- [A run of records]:
##############################

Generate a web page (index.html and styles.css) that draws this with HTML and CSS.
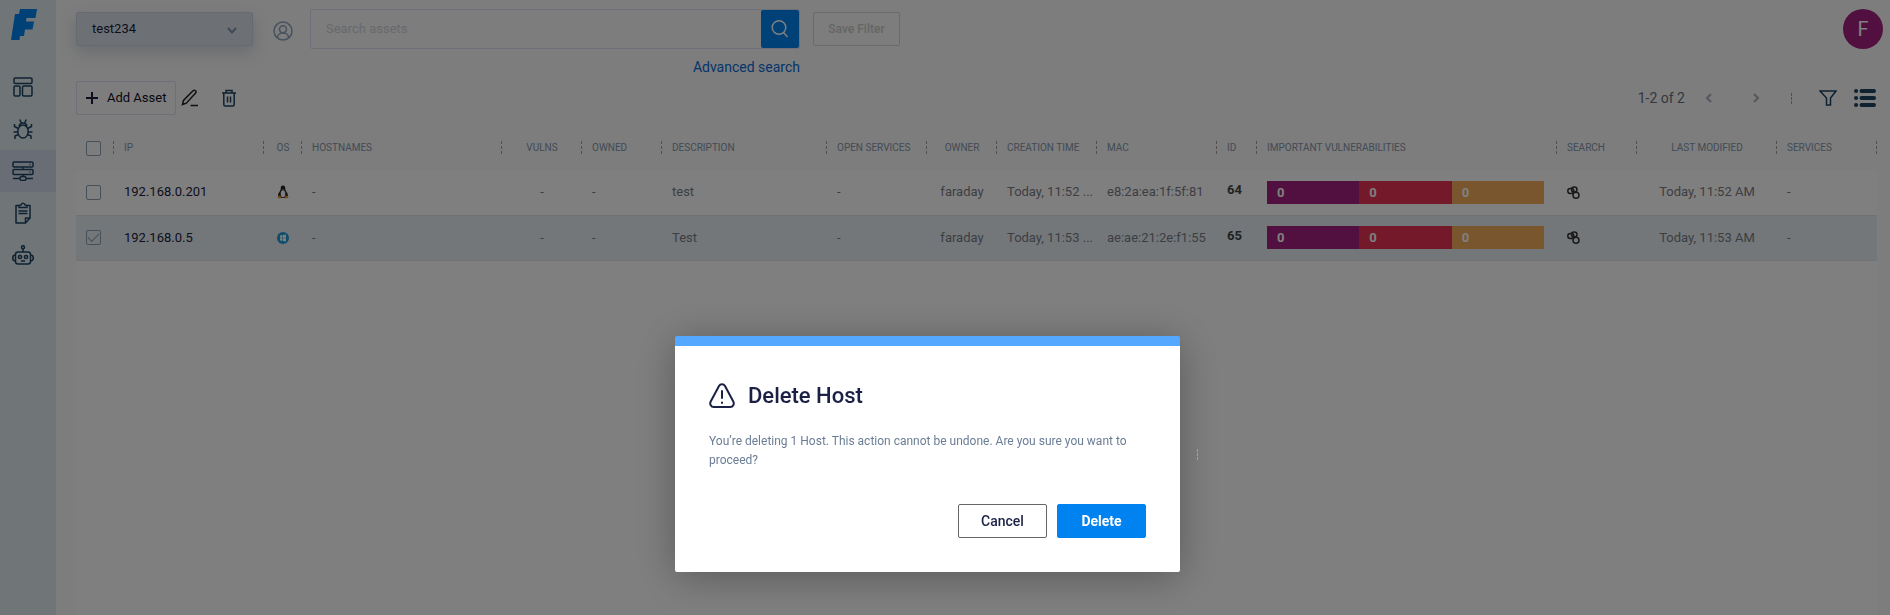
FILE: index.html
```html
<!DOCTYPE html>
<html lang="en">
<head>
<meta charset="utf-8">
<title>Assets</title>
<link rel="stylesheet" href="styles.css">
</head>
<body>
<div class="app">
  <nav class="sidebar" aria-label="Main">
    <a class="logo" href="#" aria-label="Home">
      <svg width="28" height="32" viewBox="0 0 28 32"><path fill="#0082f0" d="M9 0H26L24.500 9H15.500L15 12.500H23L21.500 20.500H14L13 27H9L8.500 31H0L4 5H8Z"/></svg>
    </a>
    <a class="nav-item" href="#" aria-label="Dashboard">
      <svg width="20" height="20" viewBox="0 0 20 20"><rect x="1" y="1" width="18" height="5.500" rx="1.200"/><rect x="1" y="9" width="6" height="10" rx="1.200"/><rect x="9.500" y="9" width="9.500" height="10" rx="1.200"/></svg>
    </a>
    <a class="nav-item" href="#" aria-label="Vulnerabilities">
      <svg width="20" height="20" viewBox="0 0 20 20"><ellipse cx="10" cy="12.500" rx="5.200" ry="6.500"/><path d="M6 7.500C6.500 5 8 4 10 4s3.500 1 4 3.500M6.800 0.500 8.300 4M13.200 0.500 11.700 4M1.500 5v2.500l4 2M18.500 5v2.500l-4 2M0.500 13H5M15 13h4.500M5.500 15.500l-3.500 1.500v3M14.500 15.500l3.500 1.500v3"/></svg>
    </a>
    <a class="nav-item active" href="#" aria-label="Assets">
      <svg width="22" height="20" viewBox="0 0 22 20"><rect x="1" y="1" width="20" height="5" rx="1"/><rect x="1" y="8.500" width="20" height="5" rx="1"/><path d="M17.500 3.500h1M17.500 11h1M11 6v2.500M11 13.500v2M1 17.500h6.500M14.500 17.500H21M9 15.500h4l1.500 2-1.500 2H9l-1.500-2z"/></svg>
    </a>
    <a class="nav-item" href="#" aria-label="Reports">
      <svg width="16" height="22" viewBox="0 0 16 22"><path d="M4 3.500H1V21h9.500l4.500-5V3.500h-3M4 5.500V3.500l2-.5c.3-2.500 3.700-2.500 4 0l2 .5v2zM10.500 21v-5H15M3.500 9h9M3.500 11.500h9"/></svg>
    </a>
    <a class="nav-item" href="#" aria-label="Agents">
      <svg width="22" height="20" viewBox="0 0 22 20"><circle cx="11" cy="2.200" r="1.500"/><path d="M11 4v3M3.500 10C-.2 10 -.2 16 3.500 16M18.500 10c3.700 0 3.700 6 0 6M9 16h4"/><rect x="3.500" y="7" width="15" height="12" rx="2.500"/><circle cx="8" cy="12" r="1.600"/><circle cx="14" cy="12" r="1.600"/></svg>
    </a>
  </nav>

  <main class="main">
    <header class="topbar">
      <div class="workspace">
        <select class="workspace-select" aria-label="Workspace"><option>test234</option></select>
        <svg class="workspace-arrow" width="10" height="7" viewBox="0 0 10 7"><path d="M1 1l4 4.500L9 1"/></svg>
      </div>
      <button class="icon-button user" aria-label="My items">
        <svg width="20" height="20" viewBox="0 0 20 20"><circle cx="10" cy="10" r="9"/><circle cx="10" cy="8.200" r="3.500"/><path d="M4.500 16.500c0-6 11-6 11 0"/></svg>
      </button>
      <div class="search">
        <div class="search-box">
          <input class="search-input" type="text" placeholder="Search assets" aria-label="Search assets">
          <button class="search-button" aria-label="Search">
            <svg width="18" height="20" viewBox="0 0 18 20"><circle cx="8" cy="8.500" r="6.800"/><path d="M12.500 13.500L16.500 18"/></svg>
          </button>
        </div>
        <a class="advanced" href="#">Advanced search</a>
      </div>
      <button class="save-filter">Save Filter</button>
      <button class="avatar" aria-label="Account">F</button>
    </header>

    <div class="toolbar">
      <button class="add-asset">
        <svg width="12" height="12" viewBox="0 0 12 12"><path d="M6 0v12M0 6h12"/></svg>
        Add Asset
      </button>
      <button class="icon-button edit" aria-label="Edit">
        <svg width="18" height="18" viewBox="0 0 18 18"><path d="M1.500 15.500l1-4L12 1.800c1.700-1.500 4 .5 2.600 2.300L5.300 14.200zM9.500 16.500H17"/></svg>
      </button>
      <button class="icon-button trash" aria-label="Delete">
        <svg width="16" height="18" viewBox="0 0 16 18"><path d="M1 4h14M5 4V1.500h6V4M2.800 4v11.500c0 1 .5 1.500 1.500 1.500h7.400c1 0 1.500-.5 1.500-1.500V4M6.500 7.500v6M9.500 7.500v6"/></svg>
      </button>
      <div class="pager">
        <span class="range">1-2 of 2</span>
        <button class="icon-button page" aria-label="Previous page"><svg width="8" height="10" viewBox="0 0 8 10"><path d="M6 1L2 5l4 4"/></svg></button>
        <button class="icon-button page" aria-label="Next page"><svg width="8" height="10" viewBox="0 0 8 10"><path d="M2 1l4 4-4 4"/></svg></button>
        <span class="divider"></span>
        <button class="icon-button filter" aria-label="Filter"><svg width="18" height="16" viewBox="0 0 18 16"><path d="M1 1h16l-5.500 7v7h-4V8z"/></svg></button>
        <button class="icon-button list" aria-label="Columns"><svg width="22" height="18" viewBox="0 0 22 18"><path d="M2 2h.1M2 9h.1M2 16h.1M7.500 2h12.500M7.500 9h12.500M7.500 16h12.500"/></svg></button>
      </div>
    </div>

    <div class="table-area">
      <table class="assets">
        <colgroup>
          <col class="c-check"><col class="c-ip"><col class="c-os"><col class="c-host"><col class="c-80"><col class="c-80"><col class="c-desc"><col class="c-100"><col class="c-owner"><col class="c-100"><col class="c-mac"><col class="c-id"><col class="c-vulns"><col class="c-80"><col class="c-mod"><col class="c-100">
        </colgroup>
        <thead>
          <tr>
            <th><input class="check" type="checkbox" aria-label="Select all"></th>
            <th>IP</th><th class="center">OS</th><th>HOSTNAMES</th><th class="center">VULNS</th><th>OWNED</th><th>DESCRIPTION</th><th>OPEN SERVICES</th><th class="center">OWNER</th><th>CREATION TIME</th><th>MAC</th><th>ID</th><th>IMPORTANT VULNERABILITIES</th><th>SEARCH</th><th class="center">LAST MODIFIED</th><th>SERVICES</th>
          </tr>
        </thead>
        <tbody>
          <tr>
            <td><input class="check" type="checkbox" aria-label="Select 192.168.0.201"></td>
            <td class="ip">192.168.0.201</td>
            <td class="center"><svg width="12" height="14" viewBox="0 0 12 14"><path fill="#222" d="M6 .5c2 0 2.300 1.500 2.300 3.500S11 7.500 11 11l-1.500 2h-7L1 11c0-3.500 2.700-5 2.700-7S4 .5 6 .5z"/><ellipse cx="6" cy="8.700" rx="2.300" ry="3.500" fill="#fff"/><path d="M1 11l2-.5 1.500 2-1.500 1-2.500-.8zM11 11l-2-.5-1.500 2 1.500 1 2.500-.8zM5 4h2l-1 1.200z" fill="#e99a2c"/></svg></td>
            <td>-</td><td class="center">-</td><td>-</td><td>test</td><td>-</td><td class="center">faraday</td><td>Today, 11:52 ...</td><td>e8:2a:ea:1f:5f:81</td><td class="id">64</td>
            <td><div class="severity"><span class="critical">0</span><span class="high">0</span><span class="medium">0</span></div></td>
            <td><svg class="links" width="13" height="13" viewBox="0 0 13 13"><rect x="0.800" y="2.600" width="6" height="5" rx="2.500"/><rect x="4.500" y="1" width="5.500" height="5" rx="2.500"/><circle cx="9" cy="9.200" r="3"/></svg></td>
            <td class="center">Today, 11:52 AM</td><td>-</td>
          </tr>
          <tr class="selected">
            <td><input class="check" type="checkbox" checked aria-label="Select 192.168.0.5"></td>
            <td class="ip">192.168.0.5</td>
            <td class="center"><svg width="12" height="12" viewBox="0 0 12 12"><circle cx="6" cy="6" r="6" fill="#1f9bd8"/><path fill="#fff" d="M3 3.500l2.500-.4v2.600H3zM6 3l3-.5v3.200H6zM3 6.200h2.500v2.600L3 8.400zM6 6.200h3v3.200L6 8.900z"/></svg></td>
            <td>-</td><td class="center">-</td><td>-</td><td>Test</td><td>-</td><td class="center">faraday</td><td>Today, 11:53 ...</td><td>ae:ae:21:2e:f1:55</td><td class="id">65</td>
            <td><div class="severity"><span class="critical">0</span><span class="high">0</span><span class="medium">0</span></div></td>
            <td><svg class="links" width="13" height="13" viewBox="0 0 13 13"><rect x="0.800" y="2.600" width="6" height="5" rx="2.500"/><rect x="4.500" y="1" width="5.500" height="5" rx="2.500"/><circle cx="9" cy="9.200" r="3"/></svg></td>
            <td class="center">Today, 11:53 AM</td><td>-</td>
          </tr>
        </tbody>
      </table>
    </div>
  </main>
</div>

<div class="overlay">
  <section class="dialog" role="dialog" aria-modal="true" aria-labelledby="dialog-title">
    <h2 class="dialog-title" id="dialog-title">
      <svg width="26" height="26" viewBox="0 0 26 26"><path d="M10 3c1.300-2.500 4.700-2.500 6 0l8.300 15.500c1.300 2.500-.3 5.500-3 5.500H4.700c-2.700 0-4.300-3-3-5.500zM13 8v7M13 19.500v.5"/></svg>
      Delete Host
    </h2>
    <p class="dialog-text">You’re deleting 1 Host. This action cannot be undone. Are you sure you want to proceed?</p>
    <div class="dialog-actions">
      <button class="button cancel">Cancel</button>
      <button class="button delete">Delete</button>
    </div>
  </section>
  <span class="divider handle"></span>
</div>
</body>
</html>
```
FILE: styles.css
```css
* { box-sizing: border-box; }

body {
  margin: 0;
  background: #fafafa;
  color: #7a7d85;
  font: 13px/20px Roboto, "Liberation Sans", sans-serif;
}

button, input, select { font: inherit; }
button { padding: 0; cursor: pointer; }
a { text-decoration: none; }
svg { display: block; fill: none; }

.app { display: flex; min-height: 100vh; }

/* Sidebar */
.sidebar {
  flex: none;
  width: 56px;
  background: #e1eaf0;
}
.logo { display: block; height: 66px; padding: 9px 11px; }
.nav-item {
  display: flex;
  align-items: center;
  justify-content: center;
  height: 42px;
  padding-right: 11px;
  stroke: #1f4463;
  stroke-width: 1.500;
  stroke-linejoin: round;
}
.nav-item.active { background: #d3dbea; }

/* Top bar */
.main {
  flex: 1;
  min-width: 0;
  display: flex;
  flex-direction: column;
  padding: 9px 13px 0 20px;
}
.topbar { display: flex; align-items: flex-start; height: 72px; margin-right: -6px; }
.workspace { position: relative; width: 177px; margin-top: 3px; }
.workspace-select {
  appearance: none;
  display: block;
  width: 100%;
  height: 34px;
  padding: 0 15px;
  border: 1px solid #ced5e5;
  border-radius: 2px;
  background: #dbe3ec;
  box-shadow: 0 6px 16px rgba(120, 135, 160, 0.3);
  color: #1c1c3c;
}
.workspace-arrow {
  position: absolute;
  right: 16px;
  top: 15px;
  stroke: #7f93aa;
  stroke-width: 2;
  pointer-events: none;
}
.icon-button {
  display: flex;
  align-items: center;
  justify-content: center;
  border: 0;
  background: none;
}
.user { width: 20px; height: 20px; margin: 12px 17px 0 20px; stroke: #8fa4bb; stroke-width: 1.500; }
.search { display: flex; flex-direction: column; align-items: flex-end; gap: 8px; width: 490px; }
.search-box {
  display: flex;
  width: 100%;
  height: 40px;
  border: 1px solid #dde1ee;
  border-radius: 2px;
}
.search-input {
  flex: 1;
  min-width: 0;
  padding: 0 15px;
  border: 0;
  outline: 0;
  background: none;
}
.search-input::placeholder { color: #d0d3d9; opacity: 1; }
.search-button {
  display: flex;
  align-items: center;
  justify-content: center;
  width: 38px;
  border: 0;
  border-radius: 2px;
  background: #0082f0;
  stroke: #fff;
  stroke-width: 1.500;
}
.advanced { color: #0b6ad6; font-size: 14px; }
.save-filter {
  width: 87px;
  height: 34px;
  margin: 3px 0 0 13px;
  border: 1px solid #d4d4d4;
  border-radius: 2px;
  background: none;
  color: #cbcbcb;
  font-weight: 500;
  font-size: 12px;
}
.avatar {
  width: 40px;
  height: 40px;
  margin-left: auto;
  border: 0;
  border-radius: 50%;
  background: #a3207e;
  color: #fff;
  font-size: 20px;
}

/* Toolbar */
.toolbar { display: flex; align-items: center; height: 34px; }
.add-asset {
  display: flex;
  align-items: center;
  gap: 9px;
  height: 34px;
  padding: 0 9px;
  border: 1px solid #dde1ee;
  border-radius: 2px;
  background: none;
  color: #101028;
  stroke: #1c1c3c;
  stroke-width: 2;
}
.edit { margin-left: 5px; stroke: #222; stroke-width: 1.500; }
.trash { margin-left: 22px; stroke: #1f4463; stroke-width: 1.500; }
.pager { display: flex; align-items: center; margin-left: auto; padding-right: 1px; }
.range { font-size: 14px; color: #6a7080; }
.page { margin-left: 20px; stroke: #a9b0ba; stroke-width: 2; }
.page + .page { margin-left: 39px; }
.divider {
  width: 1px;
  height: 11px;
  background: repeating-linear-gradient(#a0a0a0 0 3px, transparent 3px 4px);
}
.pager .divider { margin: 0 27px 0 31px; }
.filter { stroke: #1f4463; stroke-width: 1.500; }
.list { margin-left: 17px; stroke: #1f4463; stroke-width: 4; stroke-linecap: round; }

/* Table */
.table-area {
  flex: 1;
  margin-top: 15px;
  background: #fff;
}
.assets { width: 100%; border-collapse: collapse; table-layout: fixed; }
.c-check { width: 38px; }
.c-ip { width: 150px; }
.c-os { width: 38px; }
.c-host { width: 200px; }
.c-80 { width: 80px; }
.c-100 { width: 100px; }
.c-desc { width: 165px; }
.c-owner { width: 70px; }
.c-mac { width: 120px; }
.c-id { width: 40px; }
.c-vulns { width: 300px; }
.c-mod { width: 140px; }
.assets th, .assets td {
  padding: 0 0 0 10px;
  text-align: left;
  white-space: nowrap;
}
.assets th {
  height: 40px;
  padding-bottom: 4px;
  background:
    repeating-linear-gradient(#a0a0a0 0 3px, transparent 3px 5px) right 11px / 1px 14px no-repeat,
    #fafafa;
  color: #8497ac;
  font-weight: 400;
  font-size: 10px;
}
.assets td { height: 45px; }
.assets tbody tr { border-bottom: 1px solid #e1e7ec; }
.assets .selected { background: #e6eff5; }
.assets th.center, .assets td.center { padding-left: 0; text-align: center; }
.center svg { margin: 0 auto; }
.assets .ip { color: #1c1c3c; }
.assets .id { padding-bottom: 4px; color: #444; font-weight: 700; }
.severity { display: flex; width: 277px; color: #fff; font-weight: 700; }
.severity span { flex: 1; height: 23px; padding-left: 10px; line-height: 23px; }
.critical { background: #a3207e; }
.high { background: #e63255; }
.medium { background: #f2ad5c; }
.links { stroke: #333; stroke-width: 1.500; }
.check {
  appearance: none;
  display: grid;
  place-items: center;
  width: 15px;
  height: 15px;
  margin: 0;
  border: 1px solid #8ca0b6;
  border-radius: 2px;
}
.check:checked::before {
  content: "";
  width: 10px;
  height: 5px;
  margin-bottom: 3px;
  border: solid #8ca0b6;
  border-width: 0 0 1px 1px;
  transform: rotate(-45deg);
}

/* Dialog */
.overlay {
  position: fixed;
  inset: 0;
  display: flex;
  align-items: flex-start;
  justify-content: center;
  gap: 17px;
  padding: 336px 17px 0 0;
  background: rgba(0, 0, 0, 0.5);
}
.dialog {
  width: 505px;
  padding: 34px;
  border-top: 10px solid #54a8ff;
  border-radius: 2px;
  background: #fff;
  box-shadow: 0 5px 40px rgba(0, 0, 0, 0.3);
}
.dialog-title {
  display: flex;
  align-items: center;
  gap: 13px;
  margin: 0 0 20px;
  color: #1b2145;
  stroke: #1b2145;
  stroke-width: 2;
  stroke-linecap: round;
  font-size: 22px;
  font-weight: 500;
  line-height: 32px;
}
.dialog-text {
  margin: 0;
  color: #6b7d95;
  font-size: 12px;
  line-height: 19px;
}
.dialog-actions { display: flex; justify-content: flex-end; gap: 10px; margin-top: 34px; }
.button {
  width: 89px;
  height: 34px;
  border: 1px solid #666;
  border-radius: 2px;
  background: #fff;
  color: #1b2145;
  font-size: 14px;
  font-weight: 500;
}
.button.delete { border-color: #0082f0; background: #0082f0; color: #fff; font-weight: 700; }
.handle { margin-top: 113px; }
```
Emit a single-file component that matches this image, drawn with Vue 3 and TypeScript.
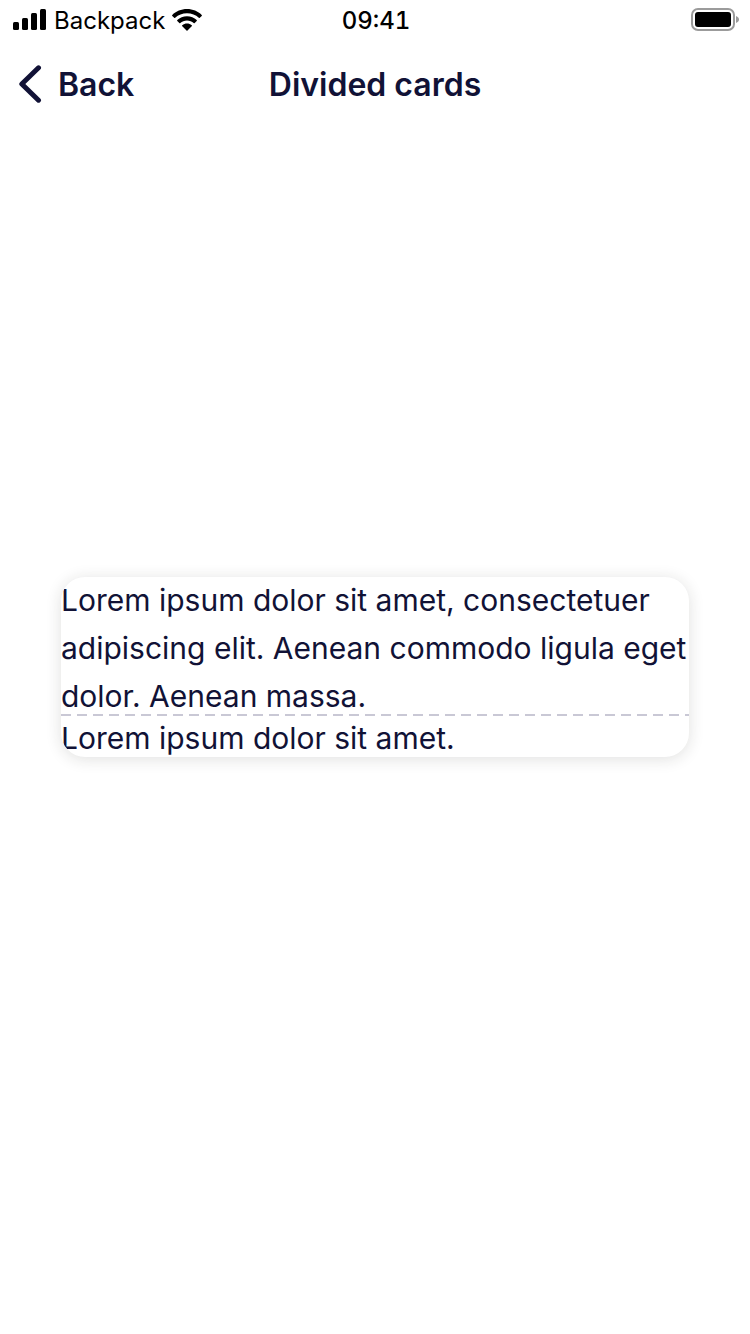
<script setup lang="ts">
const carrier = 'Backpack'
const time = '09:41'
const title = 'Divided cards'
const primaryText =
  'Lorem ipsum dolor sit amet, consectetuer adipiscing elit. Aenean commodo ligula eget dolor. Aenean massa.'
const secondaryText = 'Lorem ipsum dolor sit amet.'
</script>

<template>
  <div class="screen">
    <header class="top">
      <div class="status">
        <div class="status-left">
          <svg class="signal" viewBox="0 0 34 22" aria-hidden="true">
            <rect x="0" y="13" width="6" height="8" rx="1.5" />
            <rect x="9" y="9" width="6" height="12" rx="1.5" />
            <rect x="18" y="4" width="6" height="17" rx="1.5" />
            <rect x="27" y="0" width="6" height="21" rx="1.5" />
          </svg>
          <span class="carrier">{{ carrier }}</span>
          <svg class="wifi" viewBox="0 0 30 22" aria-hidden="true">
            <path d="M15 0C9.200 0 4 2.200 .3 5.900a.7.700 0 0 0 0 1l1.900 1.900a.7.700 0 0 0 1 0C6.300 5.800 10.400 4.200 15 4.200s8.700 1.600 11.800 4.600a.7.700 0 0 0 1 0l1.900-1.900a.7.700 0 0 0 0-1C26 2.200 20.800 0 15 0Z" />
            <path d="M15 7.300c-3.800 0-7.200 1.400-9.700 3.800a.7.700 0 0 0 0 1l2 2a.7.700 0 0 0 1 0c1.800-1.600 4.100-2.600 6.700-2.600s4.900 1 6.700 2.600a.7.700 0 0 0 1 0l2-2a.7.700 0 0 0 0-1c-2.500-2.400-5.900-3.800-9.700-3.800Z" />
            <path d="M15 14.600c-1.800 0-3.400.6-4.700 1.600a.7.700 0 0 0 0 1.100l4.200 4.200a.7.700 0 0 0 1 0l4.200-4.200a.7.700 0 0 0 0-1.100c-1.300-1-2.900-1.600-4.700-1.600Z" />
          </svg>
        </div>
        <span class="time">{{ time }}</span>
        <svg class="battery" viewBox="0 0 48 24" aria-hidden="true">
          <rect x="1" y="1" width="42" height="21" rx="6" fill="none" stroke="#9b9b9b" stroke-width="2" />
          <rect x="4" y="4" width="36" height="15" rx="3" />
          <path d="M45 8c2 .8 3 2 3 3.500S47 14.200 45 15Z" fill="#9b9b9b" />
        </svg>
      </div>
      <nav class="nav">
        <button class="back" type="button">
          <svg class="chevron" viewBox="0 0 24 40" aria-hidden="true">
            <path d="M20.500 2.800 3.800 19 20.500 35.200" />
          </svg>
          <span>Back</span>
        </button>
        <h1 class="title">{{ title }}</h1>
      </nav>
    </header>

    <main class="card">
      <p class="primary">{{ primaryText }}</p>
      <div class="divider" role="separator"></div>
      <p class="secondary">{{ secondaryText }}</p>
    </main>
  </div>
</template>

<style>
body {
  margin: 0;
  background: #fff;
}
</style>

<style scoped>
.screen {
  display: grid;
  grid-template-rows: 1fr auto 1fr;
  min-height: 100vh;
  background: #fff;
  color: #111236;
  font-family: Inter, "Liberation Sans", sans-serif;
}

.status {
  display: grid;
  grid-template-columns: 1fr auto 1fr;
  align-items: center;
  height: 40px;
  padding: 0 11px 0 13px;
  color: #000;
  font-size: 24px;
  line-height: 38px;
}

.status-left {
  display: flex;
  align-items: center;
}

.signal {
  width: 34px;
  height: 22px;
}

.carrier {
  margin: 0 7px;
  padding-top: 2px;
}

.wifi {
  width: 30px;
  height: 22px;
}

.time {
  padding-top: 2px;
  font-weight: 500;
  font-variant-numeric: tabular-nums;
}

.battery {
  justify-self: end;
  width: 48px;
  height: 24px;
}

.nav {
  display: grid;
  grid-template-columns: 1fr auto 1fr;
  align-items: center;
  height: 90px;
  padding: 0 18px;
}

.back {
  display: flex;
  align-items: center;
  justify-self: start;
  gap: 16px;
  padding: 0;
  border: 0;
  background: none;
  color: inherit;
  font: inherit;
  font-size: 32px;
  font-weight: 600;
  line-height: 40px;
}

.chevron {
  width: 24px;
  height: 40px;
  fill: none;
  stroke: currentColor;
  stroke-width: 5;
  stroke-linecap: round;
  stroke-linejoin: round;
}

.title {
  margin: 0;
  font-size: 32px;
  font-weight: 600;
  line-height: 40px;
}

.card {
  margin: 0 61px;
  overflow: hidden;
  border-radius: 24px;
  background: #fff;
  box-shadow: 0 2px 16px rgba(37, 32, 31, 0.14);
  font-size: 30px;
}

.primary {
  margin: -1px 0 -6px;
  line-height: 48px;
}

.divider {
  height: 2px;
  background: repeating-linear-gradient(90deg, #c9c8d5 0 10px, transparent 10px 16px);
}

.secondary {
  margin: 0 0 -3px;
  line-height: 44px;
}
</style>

##############################

- [Required work]: Within the entries above, report how many lines include "styles", and keep the answer to the number.

- [Task output]: 3